Venture Capital Pours $600 MIllion Into Plankton Bio-Tech

Venture Capital Pours $600 MIllion Into Plankton Bio-Tech

The Sorcerer II Global Ocean Sampling Expedition: Northwest Atlantic through Eastern Tropical Pacific

J. Craig Venter’s GOS has sequenced 6.3 billion base pairs of DNA and identified 1.2 million new genes, according to three papers published this week in the open-access journal, PLoS Biology read here…

“Our results highlight the astounding diversity contained within microbial communities, as revealed through whole-genome shotgun sequencing carried out on a global scale,” Venter and co-authors, led by Douglas Rusch. “Our ability to make these observations derived from not only the large volumes of data but also from the development of new tools and techniques to filter and organize the information in manageable ways.”

Sorcerer II Plankton Science Yacht

Sorcerer II Plankton Science Yacht

The papers report the results of the 8,000 km journey of the Sorcerer II, Venter’s “floating lab,” that began sampling marine microbes from Nova Scotia to French Polynesia in February 2003. After the Sargasso pilot study (see “Venter Makes Waves Again,” Bio-IT World, April 2004), Venter sailed down the eastern coast of North America, the Caribbean, through the Panama Canal, and into the South Pacific. The team dropped anchor every 200 miles to collect ocean samples, including sampling in several locations around the Galapagos Islands.
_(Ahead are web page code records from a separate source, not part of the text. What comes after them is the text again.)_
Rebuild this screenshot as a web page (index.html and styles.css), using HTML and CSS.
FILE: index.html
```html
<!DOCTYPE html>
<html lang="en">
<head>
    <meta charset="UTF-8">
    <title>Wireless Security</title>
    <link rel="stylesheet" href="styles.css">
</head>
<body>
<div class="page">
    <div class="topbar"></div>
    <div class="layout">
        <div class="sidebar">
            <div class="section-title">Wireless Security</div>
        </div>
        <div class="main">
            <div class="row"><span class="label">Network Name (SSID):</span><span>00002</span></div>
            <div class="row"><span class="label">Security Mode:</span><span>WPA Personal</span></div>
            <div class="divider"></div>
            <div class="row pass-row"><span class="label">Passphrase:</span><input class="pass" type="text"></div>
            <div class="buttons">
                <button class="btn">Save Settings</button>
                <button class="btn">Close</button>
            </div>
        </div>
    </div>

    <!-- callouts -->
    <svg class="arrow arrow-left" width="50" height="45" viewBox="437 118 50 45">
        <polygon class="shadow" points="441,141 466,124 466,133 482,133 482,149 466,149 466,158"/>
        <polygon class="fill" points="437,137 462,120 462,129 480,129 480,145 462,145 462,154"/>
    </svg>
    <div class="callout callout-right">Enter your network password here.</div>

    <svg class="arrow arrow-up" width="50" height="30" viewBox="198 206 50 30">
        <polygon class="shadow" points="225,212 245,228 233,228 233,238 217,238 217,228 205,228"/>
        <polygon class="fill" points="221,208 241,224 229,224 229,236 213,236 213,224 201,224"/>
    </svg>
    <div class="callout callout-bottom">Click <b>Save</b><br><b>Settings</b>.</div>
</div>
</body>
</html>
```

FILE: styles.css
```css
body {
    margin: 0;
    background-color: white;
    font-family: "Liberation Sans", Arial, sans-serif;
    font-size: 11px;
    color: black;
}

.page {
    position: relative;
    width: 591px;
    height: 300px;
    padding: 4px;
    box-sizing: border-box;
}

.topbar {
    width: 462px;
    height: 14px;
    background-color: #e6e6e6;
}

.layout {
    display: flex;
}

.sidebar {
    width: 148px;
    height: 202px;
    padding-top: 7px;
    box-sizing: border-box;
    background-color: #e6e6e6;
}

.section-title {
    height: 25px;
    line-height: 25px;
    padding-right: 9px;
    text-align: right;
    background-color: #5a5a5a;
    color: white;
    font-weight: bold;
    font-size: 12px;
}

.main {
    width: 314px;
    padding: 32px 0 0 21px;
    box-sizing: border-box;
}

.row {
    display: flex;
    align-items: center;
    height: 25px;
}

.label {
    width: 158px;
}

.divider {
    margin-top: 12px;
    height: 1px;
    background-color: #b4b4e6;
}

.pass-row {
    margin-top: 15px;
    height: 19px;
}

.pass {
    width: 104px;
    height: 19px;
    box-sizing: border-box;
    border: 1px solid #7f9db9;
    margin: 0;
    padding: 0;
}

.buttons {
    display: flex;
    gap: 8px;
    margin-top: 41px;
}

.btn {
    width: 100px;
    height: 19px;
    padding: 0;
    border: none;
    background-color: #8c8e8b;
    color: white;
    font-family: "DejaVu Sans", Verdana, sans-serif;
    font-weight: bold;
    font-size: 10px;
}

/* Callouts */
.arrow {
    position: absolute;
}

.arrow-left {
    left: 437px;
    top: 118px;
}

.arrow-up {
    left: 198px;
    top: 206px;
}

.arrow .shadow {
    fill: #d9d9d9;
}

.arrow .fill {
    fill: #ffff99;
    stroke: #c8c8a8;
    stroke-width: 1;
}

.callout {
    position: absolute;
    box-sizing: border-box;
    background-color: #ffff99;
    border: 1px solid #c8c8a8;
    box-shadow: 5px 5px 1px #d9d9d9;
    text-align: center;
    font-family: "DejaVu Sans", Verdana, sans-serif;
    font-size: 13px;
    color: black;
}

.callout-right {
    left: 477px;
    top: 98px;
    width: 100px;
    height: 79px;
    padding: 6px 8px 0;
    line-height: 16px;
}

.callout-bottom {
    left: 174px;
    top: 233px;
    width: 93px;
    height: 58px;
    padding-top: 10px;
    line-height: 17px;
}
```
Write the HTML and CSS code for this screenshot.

The group studied 41 samples (including data from the pilot study) of marine planktonic microbiota collected from water at the ocean’s surface, about one foot deep in Ecuador, to more than 4,500 meters deep off of Mexico’s Yucatan Peninsula. The filtered samples were subject to genome shotgun sequencing and assembled using a modified version of the Celera Assembler program.

Where has it led…  Recently, ExxonMobil has partnered with Craig Venter, sequencer of the human genome and creator of synthetic life, and invested $600 million in their own algal biofuel research program– they must have seen some potential in this ‘weird’ technology then.